Section 12
Health Professions School Application Process: Requesting Letters of Evaluation*
Howard Duncan
All health professions schools require letters of evaluation. Consider the following points while you are requesting these letters.
- You are encouraged to get strong letters of evaluation from faculty in science (usually two) and non-science classes where you performed well.
- Letters are also helpful from work supervisors, health professionals, summer academic program directors and faculty, summer research mentors, institutional research faculty, teaching assistants, and people whom know you from many perspectives (e.g., student government or organizations, music, sports, church, hobbies).
- It is your responsibility to find out if your particular institution has an established protocol for requesting letters of evaluation.
- Faculty writing letters of evaluation for you should be:
- knowledgeable and experienced in assessing pre-medical students
- familiar with medical school education
- familiar with the qualities that admissions committees are seeking
- able to compare you with your peers
- well acquainted with you
- Be courteous. Remember, you are making a request. A professor does not have to write a letter of evaluation for you.

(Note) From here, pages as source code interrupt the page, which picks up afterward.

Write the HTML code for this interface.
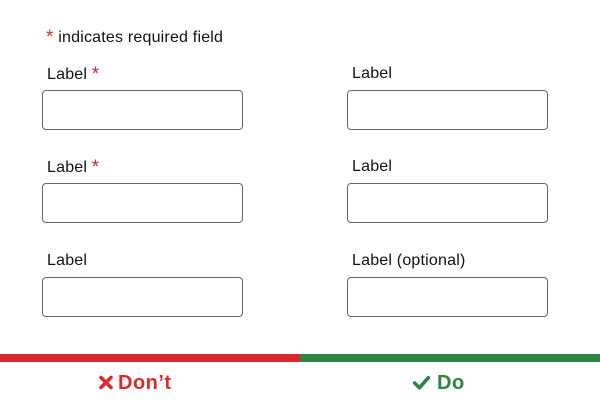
<!DOCTYPE html>
<html><head><style>
body{margin:0;width:600px;height:412px;background:#fff;font-family:"Liberation Sans",sans-serif;position:relative;overflow:hidden;color:#111}
.t{position:absolute;font-size:16px;line-height:18px;white-space:nowrap;letter-spacing:0.2px}
.r{color:#d9292e;font-size:19px;position:relative;top:1px}
.b{position:absolute;width:199px;height:38px;border:1px solid #666;border-radius:4px;box-sizing:content-box}
</style></head><body>
<div class="t" style="left:46px;top:28px"><span class="r">*</span> indicates required field</div>
<div class="t" style="left:47px;top:65px">Label <span class="r">*</span></div>
<div class="b" style="left:42px;top:90px"></div>
<div class="t" style="left:47px;top:158px">Label <span class="r">*</span></div>
<div class="b" style="left:42px;top:183px"></div>
<div class="t" style="left:47px;top:252px">Label</div>
<div class="b" style="left:42px;top:277px"></div>
<div class="t" style="left:352px;top:65px">Label</div>
<div class="b" style="left:347px;top:90px"></div>
<div class="t" style="left:352px;top:158px">Label</div>
<div class="b" style="left:347px;top:183px"></div>
<div class="t" style="left:352px;top:252px">Label (optional)</div>
<div class="b" style="left:347px;top:277px"></div>
<div style="position:absolute;left:0;top:354px;width:300px;height:8px;background:#d9292e"></div>
<div style="position:absolute;left:300px;top:354px;width:300px;height:8px;background:#2e8540"></div>
<div style="position:absolute;left:98px;top:373px;font-size:20px;font-weight:bold;color:#d9292e;line-height:20px;letter-spacing:0.5px">
<svg width="16" height="17" viewBox="0 0 16 16" style="vertical-align:-2px;margin-right:4px"><path d="M3 3L13 13M13 3L3 13" stroke="#d9292e" stroke-width="3.6" stroke-linecap="round"/></svg>Don’t</div>
<div style="position:absolute;left:412px;top:373px;font-size:20px;font-weight:bold;color:#2e8540;line-height:20px;letter-spacing:0.5px">
<svg width="19" height="17" viewBox="0 0 18 16" style="vertical-align:-2px;margin-right:6px"><path d="M2.5 8.5L7 13L15.5 3.5" stroke="#2e8540" stroke-width="3.4" fill="none" stroke-linecap="round" stroke-linejoin="round"/></svg>Do</div>
</body></html>
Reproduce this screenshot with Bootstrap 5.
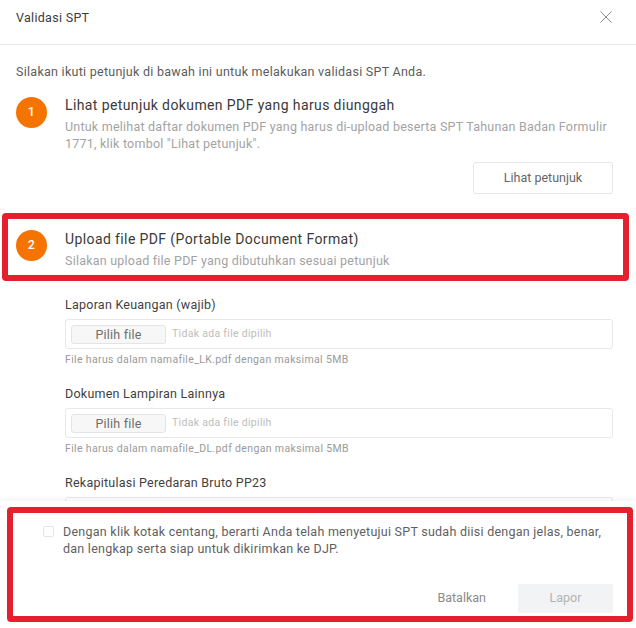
<!DOCTYPE html>
<html lang="id">
<head>
<meta charset="utf-8">
<title>Validasi SPT</title>
<link href="https://cdn.jsdelivr.net/npm/bootstrap@5.3.0/dist/css/bootstrap.min.css" rel="stylesheet">
<style>
html,body{height:100%;overflow:hidden;background:#fff}
body{font-family:Roboto,"Liberation Sans",sans-serif;color:#4f4f4f;position:relative;letter-spacing:.27px;font-size:12.5px}
.dlg{height:628px;width:636px}
.dlg-head{height:45px;padding:0 24px 10px 16px;border-bottom:1px solid #e8e8e8;flex:none}
.dlg-title{font-size:12.5px;font-weight:400;color:#3c3c3c;line-height:17px;letter-spacing:.3px}
.dlg-x{width:18px;height:18px;color:#8c8c8c;margin-right:-3px}
.dlg-body{flex:1 1 auto;min-height:0;overflow:hidden;padding:18px 23px 0 16px}
.intro{line-height:17px;color:#5c5c5c;margin-bottom:17px}
.step-num{width:31px;height:31px;border-radius:50%;background:#f57400;color:#fff;font-weight:500;font-size:12.5px;flex:none;margin-right:18px}
.step-title{font-size:14px;color:#3a3a3a;line-height:17px;margin-bottom:4px;letter-spacing:.39px;font-weight:400}
.step-desc{color:#a3a3a3;line-height:17px;margin:0;font-size:12.5px;letter-spacing:.22px}
.guide-row{margin-top:10px}
.btn-guide{width:140px;height:32px;background:#fff;border:1px solid #e6e6e6;color:#666;font-size:12.5px;padding:0;border-radius:3px;letter-spacing:0}
.step-two{margin-top:36px}
.step-two .step-title{margin-top:1px}
.fields{padding-left:49px;margin-top:27px}
.fld{margin-bottom:18px}
.fld-label{display:block;font-size:12.5px;color:#3f3f3f;line-height:17px;margin-bottom:6px;letter-spacing:.24px}
.fld-box{height:30px;padding:0 5px;border:1px solid #e8e8e8;border-radius:3px;gap:6px}
.fld-pick{width:95px;height:19px;background:#f7f7f7;border:1px solid #e4e4e4;border-radius:3px;color:#6e6e6e;font-size:12.5px;padding:0;line-height:17px;letter-spacing:.2px}
.fld-none{color:#bdbdbd;font-size:10.5px;letter-spacing:.3px}
.fld-hint{color:#9a9a9a;font-size:10.5px;line-height:14px;margin-top:4px;letter-spacing:.35px}
.dlg-foot{height:127px;flex:none;background:#fff;box-shadow:0 -2px 5px rgba(0,0,0,.05);padding:22px 23px 15px 43px;position:relative}
.agree{gap:9px}
.agree-box{width:11px;height:11px;border:1px solid #e4e4e4;border-radius:2px;margin:3px 0 0;flex:none;background:#fff;appearance:none}
.agree-text{line-height:17px;color:#5f5f5f;margin:0;font-size:12.5px;letter-spacing:.25px}
.btn-cancel{color:#8a8a8a;font-size:12.5px;padding:0;border:0;background:none;letter-spacing:0}
.btn-lapor{width:95px;height:29px;background:#f1f3f5;color:#b3b3b3;border:0;border-radius:2px;font-size:12.5px;padding:0;letter-spacing:0;opacity:1}
.gap-foot{gap:32px}
.anno{position:absolute;border:6px solid #e5202e;border-radius:4px;pointer-events:none}
.anno-a{left:2px;top:213px;width:627px;height:68px}
.anno-b{left:7px;top:507px;width:626px;height:115px}
</style>
</head>
<body>
<div class="dlg d-flex flex-column">
  <div class="dlg-head d-flex align-items-center justify-content-between">
    <h5 class="dlg-title m-0">Validasi SPT</h5>
    <svg class="dlg-x" viewBox="0 0 18 18" fill="none" stroke="currentColor" stroke-width="1"><path d="M3.5 3.5l11 11M14.5 3.5l-11 11"/></svg>
  </div>
  <div class="dlg-body">
    <p class="intro">Silakan ikuti petunjuk di bawah ini untuk melakukan validasi SPT Anda.</p>
    <div class="d-flex">
      <div class="step-num d-flex align-items-center justify-content-center">1</div>
      <div class="flex-grow-1">
        <div class="step-title">Lihat petunjuk dokumen PDF yang harus diunggah</div>
        <p class="step-desc">Untuk melihat daftar dokumen PDF yang harus di-upload beserta SPT Tahunan Badan Formulir 1771, klik tombol "Lihat petunjuk".</p>
        <div class="d-flex justify-content-end guide-row">
          <button type="button" class="btn btn-guide">Lihat petunjuk</button>
        </div>
      </div>
    </div>
    <div class="d-flex step-two">
      <div class="step-num d-flex align-items-center justify-content-center">2</div>
      <div class="flex-grow-1">
        <div class="step-title">Upload file PDF (Portable Document Format)</div>
        <p class="step-desc">Silakan upload file PDF yang dibutuhkan sesuai petunjuk</p>
      </div>
    </div>
    <div class="fields">
      <div class="fld">
        <label class="fld-label">Laporan Keuangan (wajib)</label>
        <div class="fld-box d-flex align-items-center"><button type="button" class="btn fld-pick">Pilih file</button><span class="fld-none">Tidak ada file dipilih</span></div>
        <div class="fld-hint">File harus dalam namafile_LK.pdf dengan maksimal 5MB</div>
      </div>
      <div class="fld">
        <label class="fld-label">Dokumen Lampiran Lainnya</label>
        <div class="fld-box d-flex align-items-center"><button type="button" class="btn fld-pick">Pilih file</button><span class="fld-none">Tidak ada file dipilih</span></div>
        <div class="fld-hint">File harus dalam namafile_DL.pdf dengan maksimal 5MB</div>
      </div>
      <div class="fld">
        <label class="fld-label">Rekapitulasi Peredaran Bruto PP23</label>
        <div class="fld-box"></div>
      </div>
    </div>
  </div>
  <div class="dlg-foot d-flex flex-column justify-content-between">
    <div class="d-flex agree">
      <input type="checkbox" class="agree-box" aria-label="Setuju">
      <p class="agree-text">Dengan klik kotak centang, berarti Anda telah menyetujui SPT sudah diisi dengan jelas, benar, dan lengkap serta siap untuk dikirimkan ke DJP.</p>
    </div>
    <div class="d-flex justify-content-end align-items-center gap-foot">
      <button type="button" class="btn btn-cancel">Batalkan</button>
      <button type="button" class="btn btn-lapor">Lapor</button>
    </div>
  </div>
</div>
<div class="anno anno-a"></div>
<div class="anno anno-b"></div>
</body>
</html>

- Your initial request for a letter of evaluation should include these basic questions:
- Would you be willing to write a letter of evaluation for me?

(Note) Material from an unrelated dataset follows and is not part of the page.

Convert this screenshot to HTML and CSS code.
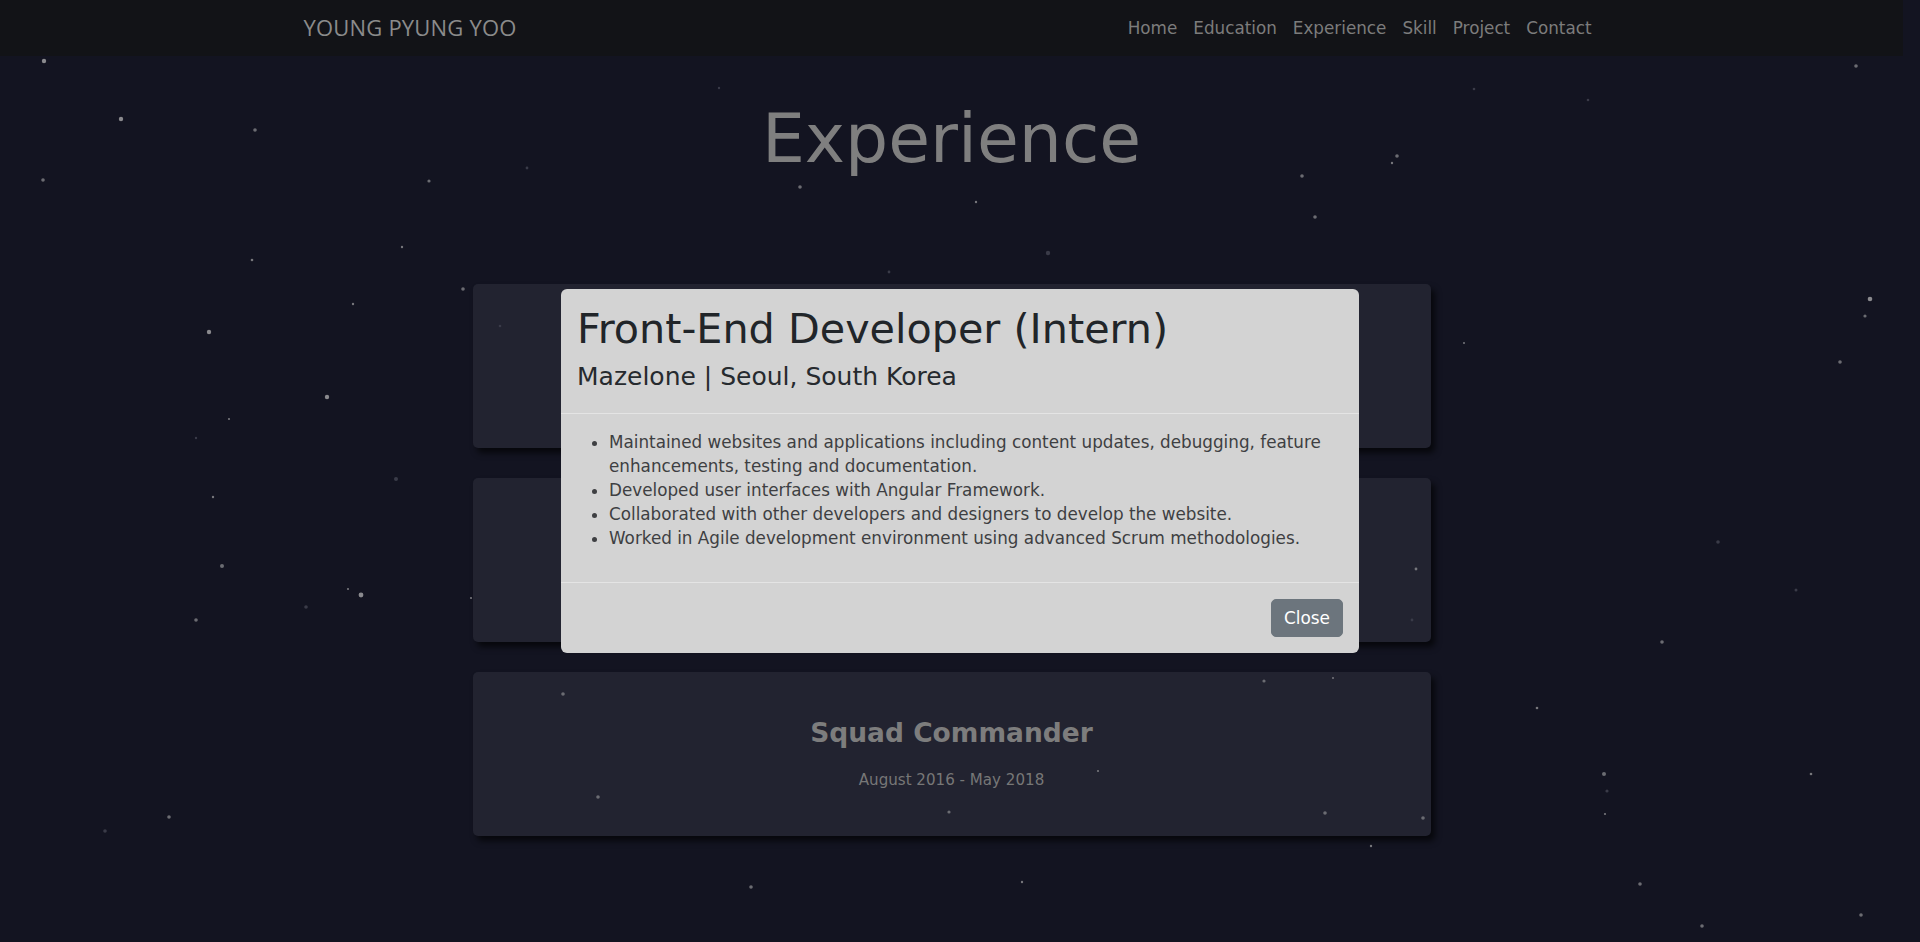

- Do you feel it can be a positive letter? If you sense any reserve or hesitancy on the part of the evaluator, you may want to discuss the matter with the individual. You may decide not to continue with this request and ask someone else.
- May I make an appointment to talk to you and review my qualifications?
- I would like for you to mention ___________ (fill in the blank) in the letter you write for me. Do you feel you could do that?
- Provide a brief résumé and autobiography to the evaluator to enhance the content of your letter or recommendation. Both of these should be typed. You may also want to meet with him or her so that you can elaborate or clarify points made in your résumé and autobiography. While the résumé outlines academic and work history and honors, the autobiography emphasizes personal goals, background and history, avocations, and interests.
- You should request letters at least two to three months in advance of committee, advising, or school deadlines for submission.
- You must follow up to verify that letters were sent.
- Usually an institution will only give an address for where the letter should be sent. In this case you may pre-type an envelope with the address and offer to pay the postage for the evaluator. Some institutions require that letters of evaluation be on the evaluator's departmental letterhead, while others may provide a questionnaire and/or self-addressed envelope.
- Every section of an evaluation form that you must fill out must be typed. Carefully examine the form to see whether there is a deadline date and if it requires your signature. A decision may have to be made whether to waive your right to review an evaluation letter. Most students decide to sign the waiver, but it is up to you. If you provide a stamped addressed envelope to the recommender, it must be typed.
*Material for this section is based on the book by Jane Diehl Crawford, The Premedical Planning Guide, Baltimore, MD: Williams & Wilkins, 1994.